With some things, such as bread, you don’t even have to check. You can tell at a glance which sliced pan has been squeezed for two days, and which for only one.
But such pickiness arises partly because most shops do not incentivise the customer to be less picky.
Special offers are usually confined to food that is on its last day or two of shelf life and is about to be condemned.
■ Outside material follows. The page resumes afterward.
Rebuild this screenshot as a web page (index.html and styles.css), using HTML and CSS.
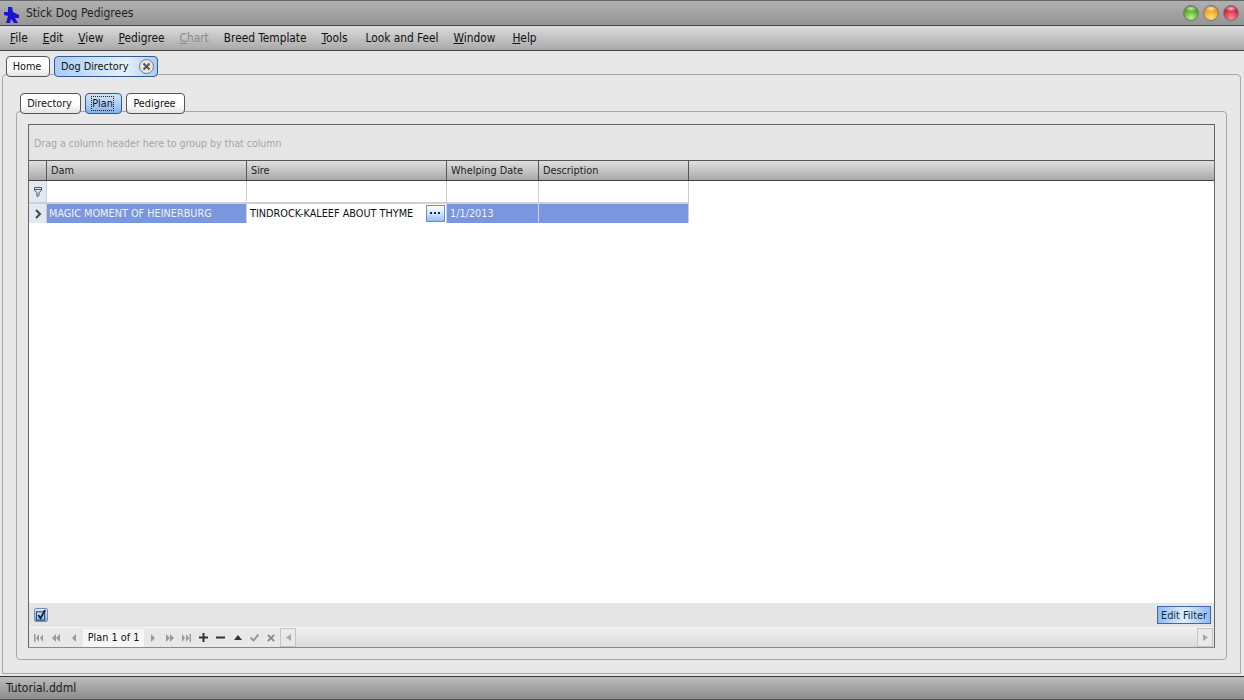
FILE: index.html
```html
<!DOCTYPE html>
<html>
<head>
	<title>Stick Dog Pedigrees</title>
	<link rel="stylesheet" href="styles.css">
</head>
<body>
<div class="app">
	<div class="titlebar">
		<svg class="logo" width="16" height="16" viewBox="0 0 16 16"><path d="M4 0 H8 L9 5 L15 8 V11 H11 L14 16 H10 L7 12 L6 16 H2 L4 9 L0 8 V5 L4 5 Z" fill="#1a14d8"/></svg>
		<span class="title">Stick Dog Pedigrees</span>
		<span class="winbtns">
			<i class="winbtn green"></i>
			<i class="winbtn orange"></i>
			<i class="winbtn red"></i>
		</span>
	</div>

	<div class="menubar">
		<span class="menu"><u>F</u>ile</span>
		<span class="menu"><u>E</u>dit</span>
		<span class="menu"><u>V</u>iew</span>
		<span class="menu"><u>P</u>edigree</span>
		<span class="menu disabled"><u>C</u>hart</span>
		<span class="menu">Breed Template</span>
		<span class="menu menu-tools"><u>T</u>ools</span>
		<span class="menu">Look and Feel</span>
		<span class="menu menu-window"><u>W</u>indow</span>
		<span class="menu"><u>H</u>elp</span>
	</div>

	<div class="workspace">
		<div class="tabs outer-tabs">
			<span class="tab home-tab">Home</span>
			<span class="tab active dir-tab">Dog Directory
				<span class="close-btn">
					<svg width="9" height="9" viewBox="0 0 9 9"><path d="M1.5 1.5 L7.5 7.5 M7.5 1.5 L1.5 7.5" stroke="#555" stroke-width="2"/></svg>
				</span>
			</span>
		</div>
		<div class="panel outer-panel">
			<div class="tabs inner-tabs">
				<span class="tab directory-tab">Directory</span>
				<span class="tab active plan-tab"><span class="focus">Plan</span></span>
				<span class="tab pedigree-tab">Pedigree</span>
			</div>
			<div class="panel inner-panel">
				<div class="gridbox">
					<div class="group-panel">Drag a column header here to group by that column</div>

					<div class="row header-row">
						<div class="hcell"></div>
						<div class="hcell">Dam</div>
						<div class="hcell">Sire</div>
						<div class="hcell">Whelping Date</div>
						<div class="hcell">Description</div>
						<div class="hcell last"></div>
					</div>

					<div class="row filter-row">
						<div class="indicator">
							<svg width="8" height="10" viewBox="0 0 8 10"><path d="M0.5 0.5 H7.5 V3.5 L5 5.5 V8.5 L3 9.5 V5.5 L0.5 3.5 Z M0.5 2.5 H7.5" fill="none" stroke="#4d5a6b"/></svg>
						</div>
						<div class="cell"></div>
						<div class="cell"></div>
						<div class="cell"></div>
						<div class="cell"></div>
					</div>

					<div class="row data-row">
						<div class="indicator">
							<svg width="8" height="10" viewBox="0 0 8 10"><path d="M2 1 L6 5 L2 9" fill="none" stroke="#444" stroke-width="2"/></svg>
						</div>
						<div class="cell selected dam-cell">MAGIC MOMENT OF HEINERBURG</div>
						<div class="cell editing">TINDROCK-KALEEF ABOUT THYME
							<span class="dots-btn">
								<svg width="11" height="3" viewBox="0 0 11 3"><path d="M0 0h2v2H0z M4 0h2v2H4z M8 0h2v2H8z" fill="#1c2a4a"/></svg>
							</span>
						</div>
						<div class="cell selected">1/1/2013</div>
						<div class="cell selected"></div>
					</div>

					<div class="grid-space"></div>

					<div class="filter-bar">
						<span class="check-btn">
							<svg width="13" height="13" viewBox="0 0 13 13"><rect x="1.5" y="2.5" width="9" height="9" fill="none" stroke="#22304f"/><path d="M3.5 6 L6 9.5 L11 0.5" fill="none" stroke="#16213d" stroke-width="2"/></svg>
						</span>
						<span class="edit-filter">Edit Filter</span>
					</div>

					<div class="nav-bar">
						<div class="nav-buttons">
							<svg class="nav-icon" width="9" height="8" viewBox="0 0 9 8"><path d="M0 0h1.500v8H0z M5 0v8L2 4z M9 0v8L6 4z" fill="#9a9a9a"/></svg>
							<svg class="nav-icon prev-many" width="8" height="8" viewBox="0 0 8 8"><path d="M4 0v8L0 4z M8 0v8L4 4z" fill="#9a9a9a"/></svg>
							<svg class="nav-icon prev-one" width="4" height="8" viewBox="0 0 4 8"><path d="M4 0v8L0 4z" fill="#9a9a9a"/></svg>
							<span class="nav-text">Plan 1 of 1</span>
							<svg class="nav-icon next-one" width="4" height="8" viewBox="0 0 4 8"><path d="M0 0v8l4-4z" fill="#9a9a9a"/></svg>
							<svg class="nav-icon next-many" width="8" height="8" viewBox="0 0 8 8"><path d="M0 0v8l4-4z M4 0v8l4-4z" fill="#9a9a9a"/></svg>
							<svg class="nav-icon next-last" width="9" height="8" viewBox="0 0 9 8"><path d="M0 0v8l3-4z M4 0v8l3-4z M7.500 0H9v8H7.500z" fill="#9a9a9a"/></svg>
							<svg class="nav-icon edit" width="9" height="9" viewBox="0 0 9 9"><path d="M3.500 0h2v3.500H9v2H5.500V9h-2V5.500H0v-2h3.500z" fill="#333"/></svg>
							<svg class="nav-icon edit" width="9" height="9" viewBox="0 0 9 9"><path d="M0 3.500h9v2H0z" fill="#333"/></svg>
							<svg class="nav-icon edit up" width="8" height="9" viewBox="0 0 8 9"><path d="M4 2L8 7H0z" fill="#333"/></svg>
							<svg class="nav-icon edit" width="9" height="9" viewBox="0 0 9 9"><path d="M0.500 4.500L3.500 7.500L8.500 1.500" fill="none" stroke="#999" stroke-width="2"/></svg>
							<svg class="nav-icon edit" width="8" height="8" viewBox="0 0 9 9"><path d="M1 1L8 8M8 1L1 8" fill="none" stroke="#888" stroke-width="2"/></svg>
						</div>
						<div class="scrollbar">
							<span class="scroll-btn"><svg width="5" height="7" viewBox="0 0 5 7"><path d="M5 0v7L0 3.500z" fill="#aaa"/></svg></span>
							<span class="scroll-track"></span>
							<span class="scroll-btn"><svg width="5" height="7" viewBox="0 0 5 7"><path d="M0 0v7l5-3.500z" fill="#aaa"/></svg></span>
						</div>
					</div>
				</div>
			</div>
		</div>
	</div>

	<div class="statusbar">Tutorial.ddml</div>
</div>
</body>
</html>
```

FILE: styles.css
```css
/* Stick Dog Pedigrees main window */

html, body { margin: 0; padding: 0; }
body { font-family: "DejaVu Sans Condensed", "DejaVu Sans", sans-serif; font-stretch: condensed; font-size: 10.8px; color: #111; background: #e8e8e8; }
svg { display: block; }

.app { width: 1244px; height: 700px; display: flex; flex-direction: column; overflow: hidden; }

/* title bar */
.titlebar { flex: none; display: flex; align-items: center; padding: 0 5px 0 4px; border-top: 1px solid #666; border-bottom: 1px solid #444; background: linear-gradient(#b0b0b0, #959595); font-size: 12px; height: 24px; }
.logo { margin-right: 6px; margin-top: 3px; }
.title { color: #1e1e1e; }
.winbtns { margin-left: auto; display: flex; gap: 4px; }
.winbtn { width: 14px; height: 14px; border-radius: 50%; border: 1px solid #777; box-sizing: content-box; }
.green { background: radial-gradient(ellipse 6px 3px at 50% 18%, rgba(255,255,255,.75), transparent), radial-gradient(circle at 50% 85%, #c0f090, #55a828 60%, #2f7a18); }
.orange { background: radial-gradient(ellipse 6px 3px at 50% 18%, rgba(255,255,255,.75), transparent), radial-gradient(circle at 50% 85%, #ffe080, #f0a020 60%, #b86a10); }
.red { background: radial-gradient(ellipse 6px 3px at 50% 18%, rgba(255,255,255,.75), transparent), radial-gradient(circle at 50% 85%, #f89098, #d02840 60%, #96182c); }

/* menu */
.menubar { height: 24px; flex: none; display: flex; align-items: center; gap: 15px; padding-left: 10px; border-bottom: 1px solid #444; background: linear-gradient(#dcdcdc, #a9a9a9); font-size: 11.8px; }
.menu { color: #111; }
.menu.disabled { color: #8a8a8a; }
.menu-tools { margin-right: 3px; }
.menu-window { margin-right: 2px; }

/* tabs */
.workspace { flex: 1; min-height: 0; display: flex; flex-direction: column; padding: 5px 3px 2px 2px; }
.tabs { display: flex; gap: 4px; position: relative; z-index: 1; flex: none; height: 21px; margin-bottom: -3px; }
.outer-tabs { padding-left: 4px; }
.inner-tabs { padding-left: 4px; }
.tab { box-sizing: border-box; height: 21px; display: flex; align-items: center; justify-content: center; padding-right: 2px; border: 1px solid #555; border-radius: 4px; background: linear-gradient(#fff, #fff 55%, #e2e2e2); }
.tab.active { border-color: #345a96; background: linear-gradient(#cfe4fb, #b4d4f6 45%, #7fb2ee); }
.home-tab { width: 44px; }
.tab.dir-tab { width: 104px; justify-content: flex-start; padding: 0 0 0 6px; background: linear-gradient(90deg, #a9cdf5, #e4f0fc 70%, #a9cdf5); }
.close-btn { width: 15px; height: 15px; margin-left: auto; margin-right: 3px; border-radius: 50%; border: 1px solid #777; background: #e6e6e6; display: flex; align-items: center; justify-content: center; box-sizing: border-box; }
.directory-tab { width: 61px; }
.plan-tab { width: 37px; }
.pedigree-tab { width: 59px; }
.focus { outline: 1px dotted #223; outline-offset: 0; line-height: 13px; }

.panel { border: 1px solid #a8a8a8; border-radius: 4px; background: #e8e8e8; }
.outer-panel { flex: 1; min-height: 0; display: flex; flex-direction: column; padding: 18px 13px 13px 13px; border-bottom-left-radius: 0; border-bottom-right-radius: 0; }
.inner-panel { flex: 1; min-height: 0; display: flex; padding: 12px 11px 11px 11px; }

/* grid */
.gridbox { flex: 1; min-width: 0; display: flex; flex-direction: column; border: 1px solid #666; border-bottom-color: #888; background: #fff; }
.group-panel { height: 35px; flex: none; box-sizing: border-box; padding: 12px 0 0 5px; background: #e5e5e5; color: #a5a5a5; font-size: 10.5px; }
.row { display: grid; grid-template-columns: 18px 200px 200px 92px 150px 1fr; flex: none; }
.header-row { border-top: 1px solid #555; border-bottom: 1px solid #444; box-sizing: border-box; height: 21px; background: linear-gradient(#e0e0e0, #a8a8a8); }
.hcell { border-right: 1px solid #555; padding-left: 4px; line-height: 19px; color: #222; }
.hcell.last { border-right: 0; }
.filter-row { height: 22px; }
.data-row { height: 20px; }
.indicator { background: #e3e9f2; border-right: 1px solid #ccc; border-bottom: 1px solid #cfcfcf; display: flex; align-items: center; justify-content: center; }
.cell { border-right: 1px solid #d0d0d0; border-bottom: 1px solid #d0d0d0; padding-left: 3px; line-height: 20px; white-space: nowrap; }
.filter-row .cell { padding: 0; }
.data-row .indicator, .data-row .cell { border-bottom: 0; }
.data-row .indicator { border-top: 1px solid #cfcfcf; }
.data-row .cell { border-top: 1px solid #c8d2e8; line-height: 19px; }
.selected { background: #7a96de; color: #eef2fb; }
.dam-cell { padding-left: 2px; }
.cell.editing { background: #fff; color: #111; display: flex; align-items: center; justify-content: space-between; padding-right: 1px; }
.dots-btn { width: 19px; height: 17px; flex: none; box-sizing: border-box; border: 1px solid #6d8fbd; background: linear-gradient(#fff, #cfe3fa 50%, #8fbdf0); display: flex; align-items: center; justify-content: center; }
.grid-space { flex: 1; background: #fff; }

.filter-bar { height: 24px; flex: none; display: flex; align-items: center; justify-content: space-between; padding: 0 3px 0 5px; background: #e5e5e5; }
.check-btn { width: 14px; height: 14px; box-sizing: border-box; border: 1px solid #6f8fb8; border-radius: 2px; background: linear-gradient(#d8e8fb, #8ebbef); display: flex; align-items: center; justify-content: center; }
.edit-filter { width: 54px; height: 18px; box-sizing: border-box; border: 1px solid #3f6aa8; background: linear-gradient(90deg, #8dbcf0, #e0eefc 50%, #8dbcf0); display: flex; align-items: center; justify-content: center; color: #1a2a44; }

.nav-bar { height: 19px; flex: none; display: flex; align-items: stretch; background: #e8e8e8; border-top: 1px solid #f4f4f4; }
.nav-buttons { width: 251px; flex: none; display: flex; align-items: center; padding-left: 5px; box-sizing: border-box; }
.nav-icon { flex: none; }
.prev-many { margin-left: 9px; }
.prev-one { margin-left: 12px; }
.nav-text { margin-left: 7px; width: 61px; text-align: center; line-height: 18px; background: #f6f6f6; color: #111; }
.next-one { margin-left: 7px; }
.next-many { margin-left: 11px; }
.next-last { margin-left: 8px; }
.edit { margin-left: 8px; }
.up { margin-left: 9px; }
.scrollbar { flex: 1; display: flex; min-width: 0; padding-right: 1px; }
.scroll-btn { width: 16px; flex: none; box-sizing: border-box; border: 1px solid #c4c4c4; background: #e9e9e9; display: flex; align-items: center; justify-content: center; }
.scroll-track { flex: 1; background: linear-gradient(#f0f0f0, #dcdcdc); }

/* status */
.statusbar { height: 24px; flex: none; box-sizing: border-box; border-top: 1px solid #333; border-bottom: 1px solid #555; padding-left: 6px; line-height: 22px; font-size: 12px; color: #1a1a1a; background: linear-gradient(#bcbcbc, #8c8c8c); }
```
Whereas if shops automatically depreciated the week-old sausages when a new batch came in, they would cut wastage as well subterfuge and in the process save us all time.
There could be a sliding scale of discounts as the use-by date approached: say 20 per cent when there was three days left, 30 per cent for two; 50 per cent on the last day; and after that maybe 95 per cent (provided the customer signed a legal disclaimer and promised to eat the stuff himself).
That aside, I think the protective labelling system could do with a few more layers. It certainly shouldn’t be limited to “best before” and “use by” dates, as at present.
Maybe the latter could be superimposed in its turn by an “it-probably-won’t-kill-you” date. Or maybe we could opt for something more radical and replace the whole system with a colour-coded one. I’m thinking of a scheme similar to the US homeland security department’s terror alerts: ranging from “code green”, meaning that a food product is fresh, to “code red” indicating high risk of an imminent attack of gastroenteritis.